> _WHAT THE EXERCISE ASKS_
Write the entries out again exactly as they stand, but without the pictures.

> _DATASET CONTENT_

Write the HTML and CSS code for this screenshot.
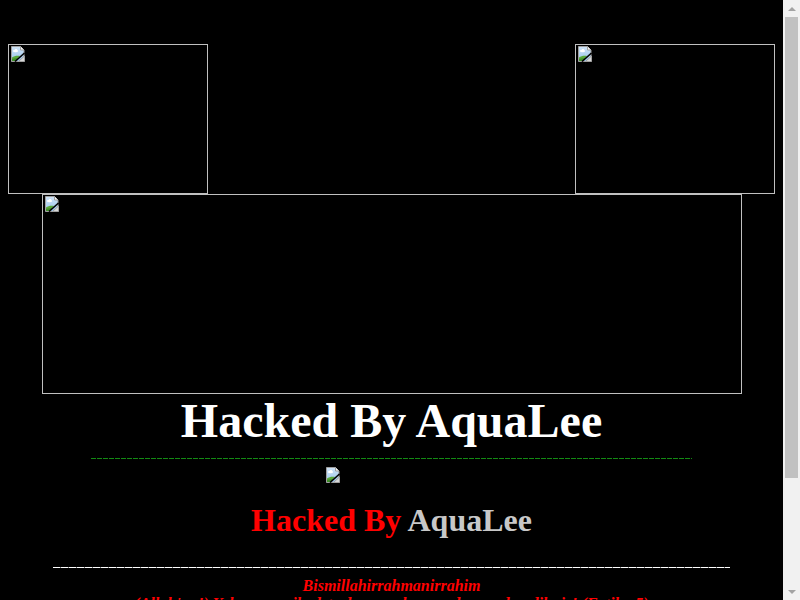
FILE: index.html
```html
<!DOCTYPE html>
<html>
<head>
<meta charset="utf-8">
<title>Hacked By AquaLee</title>
<link rel="stylesheet" href="styles.css">
</head>
<body>
<div class="page">
  <div class="top-row">
    <div class="broken small"><svg class="bi" width="16" height="16" viewBox="0 0 16 16"><use href="#brk"/></svg></div>
    <div class="broken small"><svg class="bi" width="16" height="16" viewBox="0 0 16 16"><use href="#brk"/></svg></div>
  </div>
  <div class="broken wide"><svg class="bi" width="16" height="16" viewBox="0 0 16 16"><use href="#brk"/></svg></div>
  <h1 class="title">Hacked By AquaLee</h1>
  <div class="green-rule"></div>
  <div class="icon-line"><svg width="16" height="16" viewBox="0 0 16 16"><use href="#brk"/></svg></div>
  <h2 class="subtitle"><span class="red">Hacked By</span> <span class="silver">AquaLee</span></h2>
  <div class="white-rule"></div>
  <p class="verse">Bismillahirrahmanirrahim</p>
  <p class="verse">(Allah'ım!) Yalnız sana ibadet eder ve yalnız senden yardım dileriz! (Fatiha 5)</p>
  <p class="verse">Biz Müslümanız, Allah'tan başka ilah yoktur.</p>
  <p class="verse">Greetz: All Muslim Hackers</p>
  <p class="verse">We Are Not Terrorist, We Are Muslim</p>
</div>
<div class="scrollbar" aria-hidden="true">
  <div class="sb-btn"><span class="arrow up"></span></div>
  <div class="sb-track"><div class="sb-thumb"></div></div>
  <div class="sb-btn"><span class="arrow down"></span></div>
</div>
<svg width="0" height="0" class="defs">
  <defs>
    <linearGradient id="sky" x1="0" y1="0" x2="0" y2="1">
      <stop offset="0" stop-color="#cfe3f7"/>
      <stop offset="1" stop-color="#9cc6ec"/>
    </linearGradient>
    <g id="brk">
      <path d="M1.5 0.5h9l3.5 3.5v11.5h-12.5z" fill="url(#sky)" stroke="#a0a0a0"/>
      <path d="M10.5 0.5v3.5h3.5" fill="#f4f4f4" stroke="#a0a0a0"/>
      <ellipse cx="5.5" cy="5" rx="2.6" ry="1.3" fill="#ffffff"/>
      <ellipse cx="6" cy="4" rx="1.3" ry="1.1" fill="#ffffff"/>
      <path d="M2 15V11.5C4 10 7 9.5 10 10L5 15z" fill="#5aa83a"/>
      <path d="M2 15V13C4 12 6 12 8 12.5L5.5 15z" fill="#3f8f2a"/>
      <path d="M5 15.5L14.5 7" stroke="#000" stroke-width="1.6"/>
      <path d="M8.5 15.5L14.5 10v5.5z" fill="#d8d8d8" stroke="#a0a0a0"/>
    </g>
  </defs>
</svg>
</body>
</html>
```

FILE: styles.css
```css
html, body {
  background: #000;
}
body {
  margin: 8px 25px 8px 8px;
  font-family: "Liberation Serif", "Times New Roman", serif;
  color: #fff;
}
.page {
  padding-top: 36px;
  padding-bottom: 40px;
}
.defs {
  position: absolute;
  width: 0;
  height: 0;
}
.top-row {
  display: flex;
  justify-content: space-between;
}
.broken {
  box-sizing: border-box;
  border: 1px solid #c0c0c0;
  padding: 1px;
}
.broken .bi {
  display: block;
}
.small {
  width: 200px;
  height: 150px;
}
.wide {
  width: 700px;
  height: 200px;
  margin: 0 auto;
}
.title {
  margin: 0;
  font-size: 48px;
  font-weight: bold;
  text-align: center;
  line-height: 53px;
  color: #fff;
}
.green-rule {
  width: 601px;
  height: 1px;
  margin: 11px auto 0;
  background: repeating-linear-gradient(to right, #138a13 0 5px, transparent 5px 6px);
}
.icon-line {
  padding-left: 317px;
  margin-top: 8px;
  height: 16px;
}
.icon-line svg {
  display: block;
}
.subtitle {
  margin: 19px 0 0;
  font-size: 32px;
  font-weight: bold;
  text-align: center;
  line-height: 36px;
}
.red {
  color: #ff0000;
}
.silver {
  color: #c8c8c8;
}
.white-rule {
  width: 677px;
  height: 1px;
  margin: 29px auto 0;
  background: repeating-linear-gradient(to right, #fff 0 7px, #777 7px 8px);
}
.verse {
  margin: 0;
  text-align: center;
  color: #ff0000;
  font-style: italic;
  font-weight: bold;
  font-size: 16px;
  line-height: 17px;
}
.white-rule + .verse {
  margin-top: 9px;
}
.verse + .verse {
  margin-top: 1px;
}

/* fake browser scrollbar overlay */
.scrollbar {
  position: fixed;
  top: 0;
  right: 0;
  width: 17px;
  height: 100vh;
  background: #f1f1f1;
  display: flex;
  flex-direction: column;
}
.sb-btn {
  height: 17px;
  display: flex;
  align-items: center;
  justify-content: center;
}
.arrow {
  width: 0;
  height: 0;
  border-left: 4px solid transparent;
  border-right: 4px solid transparent;
}
.arrow.up {
  border-bottom: 4px solid #a3a3a3;
}
.arrow.down {
  border-top: 4px solid #a3a3a3;
}
.sb-track {
  flex: 1;
  padding: 0 2px;
}
.sb-thumb {
  height: 461px;
  background: #c1c1c1;
}
```
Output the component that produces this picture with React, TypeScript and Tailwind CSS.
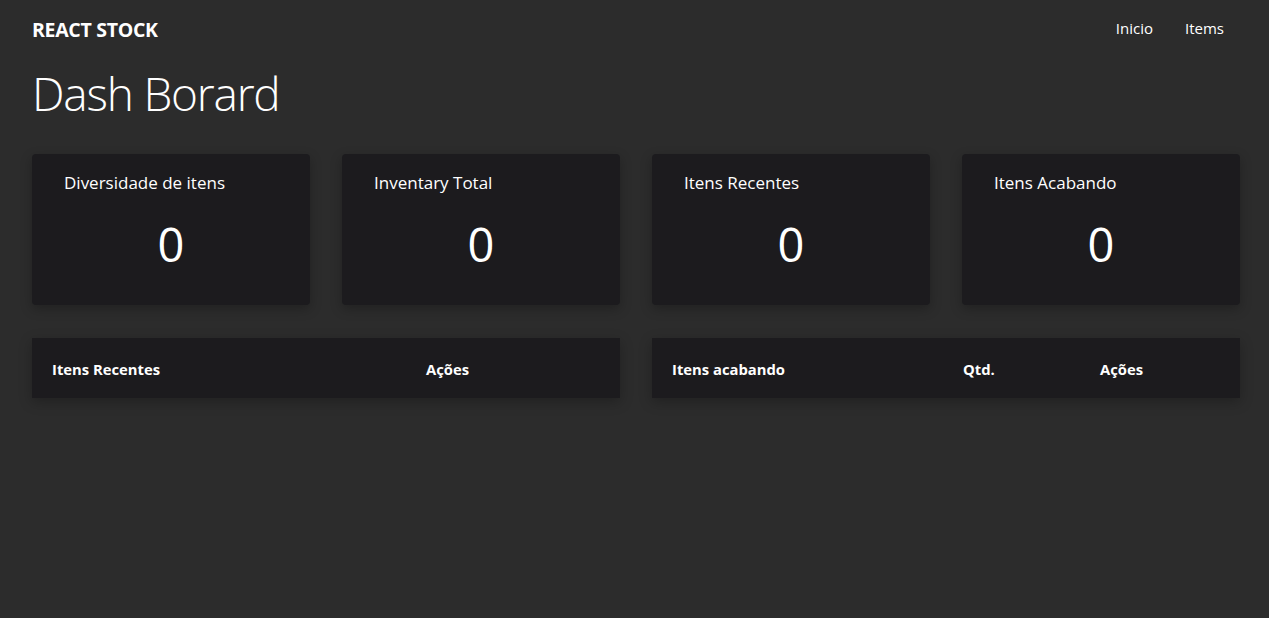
const cards = [
  { title: "Diversidade de itens", value: 0 },
  { title: "Inventary Total", value: 0 },
  { title: "Itens Recentes", value: 0 },
  { title: "Itens Acabando", value: 0 },
];

export default function App() {
  return (
    <div
      className="min-h-screen bg-[#2c2c2c] text-white pl-8 pr-[29px]"
      style={{ fontFamily: '"Open Sans", "Noto Sans", sans-serif' }}
    >
      {/* Header */}
      <header className="flex items-center justify-between h-[60px]">
        <h1 className="text-[19.5px] font-bold tracking-[-0.3px]">REACT STOCK</h1>
        <nav className="flex items-center gap-8 pr-4 pb-[3px] text-[15px]">
          <a href="#">Inicio</a>
          <a href="#">Items</a>
        </nav>
      </header>

      <h2 className="text-[46px] font-light leading-none mt-[10px] tracking-[-1.2px]">
        Dash Borard
      </h2>

      {/* Summary cards */}
      <div className="grid grid-cols-4 gap-8 mt-[38px]">
        {cards.map((card) => (
          <div
            key={card.title}
            className="h-[151px] bg-[#1c1b1e] rounded-[4px] shadow-[0_4px_12px_rgba(0,0,0,0.25)] px-8 pt-[16px]"
          >
            <p className="text-[17px]">{card.title}</p>
            <p className="text-center text-[47px] leading-none mt-[25px]">
              {card.value}
            </p>
          </div>
        ))}
      </div>

      {/* Tables */}
      <div className="grid grid-cols-2 gap-8 mt-[33px]">
        <div className="h-[60px] bg-[#1c1b1e] shadow-[0_4px_12px_rgba(0,0,0,0.25)] px-5 pt-[2px] grid grid-cols-[374px_1fr] items-center text-[14.8px] font-bold">
          <span>Itens Recentes</span>
          <span>Ações</span>
        </div>
        <div className="h-[60px] bg-[#1c1b1e] shadow-[0_4px_12px_rgba(0,0,0,0.25)] px-5 pt-[2px] grid grid-cols-[291px_137px_1fr] items-center text-[14.8px] font-bold">
          <span>Itens acabando</span>
          <span>Qtd.</span>
          <span>Ações</span>
        </div>
      </div>
    </div>
  );
}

> _SOLUTION FOR THIS TASK_
Write the HTML and CSS code for this screenshot.
FILE: index.html
```html
<!DOCTYPE html>
<html>
<head>
<meta charset="utf-8">
<title>Hacked By AquaLee</title>
<link rel="stylesheet" href="styles.css">
</head>
<body>
<div class="page">
  <div class="top-row">
    <div class="broken small"><svg class="bi" width="16" height="16" viewBox="0 0 16 16"><use href="#brk"/></svg></div>
    <div class="broken small"><svg class="bi" width="16" height="16" viewBox="0 0 16 16"><use href="#brk"/></svg></div>
  </div>
  <div class="broken wide"><svg class="bi" width="16" height="16" viewBox="0 0 16 16"><use href="#brk"/></svg></div>
  <h1 class="title">Hacked By AquaLee</h1>
  <div class="green-rule"></div>
  <div class="icon-line"><svg width="16" height="16" viewBox="0 0 16 16"><use href="#brk"/></svg></div>
  <h2 class="subtitle"><span class="red">Hacked By</span> <span class="silver">AquaLee</span></h2>
  <div class="white-rule"></div>
  <p class="verse">Bismillahirrahmanirrahim</p>
  <p class="verse">(Allah'ım!) Yalnız sana ibadet eder ve yalnız senden yardım dileriz! (Fatiha 5)</p>
  <p class="verse">Biz Müslümanız, Allah'tan başka ilah yoktur.</p>
  <p class="verse">Greetz: All Muslim Hackers</p>
  <p class="verse">We Are Not Terrorist, We Are Muslim</p>
</div>
<div class="scrollbar" aria-hidden="true">
  <div class="sb-btn"><span class="arrow up"></span></div>
  <div class="sb-track"><div class="sb-thumb"></div></div>
  <div class="sb-btn"><span class="arrow down"></span></div>
</div>
<svg width="0" height="0" class="defs">
  <defs>
    <linearGradient id="sky" x1="0" y1="0" x2="0" y2="1">
      <stop offset="0" stop-color="#cfe3f7"/>
      <stop offset="1" stop-color="#9cc6ec"/>
    </linearGradient>
    <g id="brk">
      <path d="M1.5 0.5h9l3.5 3.5v11.5h-12.5z" fill="url(#sky)" stroke="#a0a0a0"/>
      <path d="M10.5 0.5v3.5h3.5" fill="#f4f4f4" stroke="#a0a0a0"/>
      <ellipse cx="5.5" cy="5" rx="2.6" ry="1.3" fill="#ffffff"/>
      <ellipse cx="6" cy="4" rx="1.3" ry="1.1" fill="#ffffff"/>
      <path d="M2 15V11.5C4 10 7 9.5 10 10L5 15z" fill="#5aa83a"/>
      <path d="M2 15V13C4 12 6 12 8 12.5L5.5 15z" fill="#3f8f2a"/>
      <path d="M5 15.5L14.5 7" stroke="#000" stroke-width="1.6"/>
      <path d="M8.5 15.5L14.5 10v5.5z" fill="#d8d8d8" stroke="#a0a0a0"/>
    </g>
  </defs>
</svg>
</body>
</html>
```

FILE: styles.css
```css
html, body {
  background: #000;
}
body {
  margin: 8px 25px 8px 8px;
  font-family: "Liberation Serif", "Times New Roman", serif;
  color: #fff;
}
.page {
  padding-top: 36px;
  padding-bottom: 40px;
}
.defs {
  position: absolute;
  width: 0;
  height: 0;
}
.top-row {
  display: flex;
  justify-content: space-between;
}
.broken {
  box-sizing: border-box;
  border: 1px solid #c0c0c0;
  padding: 1px;
}
.broken .bi {
  display: block;
}
.small {
  width: 200px;
  height: 150px;
}
.wide {
  width: 700px;
  height: 200px;
  margin: 0 auto;
}
.title {
  margin: 0;
  font-size: 48px;
  font-weight: bold;
  text-align: center;
  line-height: 53px;
  color: #fff;
}
.green-rule {
  width: 601px;
  height: 1px;
  margin: 11px auto 0;
  background: repeating-linear-gradient(to right, #138a13 0 5px, transparent 5px 6px);
}
.icon-line {
  padding-left: 317px;
  margin-top: 8px;
  height: 16px;
}
.icon-line svg {
  display: block;
}
.subtitle {
  margin: 19px 0 0;
  font-size: 32px;
  font-weight: bold;
  text-align: center;
  line-height: 36px;
}
.red {
  color: #ff0000;
}
.silver {
  color: #c8c8c8;
}
.white-rule {
  width: 677px;
  height: 1px;
  margin: 29px auto 0;
  background: repeating-linear-gradient(to right, #fff 0 7px, #777 7px 8px);
}
.verse {
  margin: 0;
  text-align: center;
  color: #ff0000;
  font-style: italic;
  font-weight: bold;
  font-size: 16px;
  line-height: 17px;
}
.white-rule + .verse {
  margin-top: 9px;
}
.verse + .verse {
  margin-top: 1px;
}

/* fake browser scrollbar overlay */
.scrollbar {
  position: fixed;
  top: 0;
  right: 0;
  width: 17px;
  height: 100vh;
  background: #f1f1f1;
  display: flex;
  flex-direction: column;
}
.sb-btn {
  height: 17px;
  display: flex;
  align-items: center;
  justify-content: center;
}
.arrow {
  width: 0;
  height: 0;
  border-left: 4px solid transparent;
  border-right: 4px solid transparent;
}
.arrow.up {
  border-bottom: 4px solid #a3a3a3;
}
.arrow.down {
  border-top: 4px solid #a3a3a3;
}
.sb-track {
  flex: 1;
  padding: 0 2px;
}
.sb-thumb {
  height: 461px;
  background: #c1c1c1;
}
```
Output the component that produces this picture with React, TypeScript and Tailwind CSS.
const cards = [
  { title: "Diversidade de itens", value: 0 },
  { title: "Inventary Total", value: 0 },
  { title: "Itens Recentes", value: 0 },
  { title: "Itens Acabando", value: 0 },
];

export default function App() {
  return (
    <div
      className="min-h-screen bg-[#2c2c2c] text-white pl-8 pr-[29px]"
      style={{ fontFamily: '"Open Sans", "Noto Sans", sans-serif' }}
    >
      {/* Header */}
      <header className="flex items-center justify-between h-[60px]">
        <h1 className="text-[19.5px] font-bold tracking-[-0.3px]">REACT STOCK</h1>
        <nav className="flex items-center gap-8 pr-4 pb-[3px] text-[15px]">
          <a href="#">Inicio</a>
          <a href="#">Items</a>
        </nav>
      </header>

      <h2 className="text-[46px] font-light leading-none mt-[10px] tracking-[-1.2px]">
        Dash Borard
      </h2>

      {/* Summary cards */}
      <div className="grid grid-cols-4 gap-8 mt-[38px]">
        {cards.map((card) => (
          <div
            key={card.title}
            className="h-[151px] bg-[#1c1b1e] rounded-[4px] shadow-[0_4px_12px_rgba(0,0,0,0.25)] px-8 pt-[16px]"
          >
            <p className="text-[17px]">{card.title}</p>
            <p className="text-center text-[47px] leading-none mt-[25px]">
              {card.value}
            </p>
          </div>
        ))}
      </div>

      {/* Tables */}
      <div className="grid grid-cols-2 gap-8 mt-[33px]">
        <div className="h-[60px] bg-[#1c1b1e] shadow-[0_4px_12px_rgba(0,0,0,0.25)] px-5 pt-[2px] grid grid-cols-[374px_1fr] items-center text-[14.8px] font-bold">
          <span>Itens Recentes</span>
          <span>Ações</span>
        </div>
        <div className="h-[60px] bg-[#1c1b1e] shadow-[0_4px_12px_rgba(0,0,0,0.25)] px-5 pt-[2px] grid grid-cols-[291px_137px_1fr] items-center text-[14.8px] font-bold">
          <span>Itens acabando</span>
          <span>Qtd.</span>
          <span>Ações</span>
        </div>
      </div>
    </div>
  );
}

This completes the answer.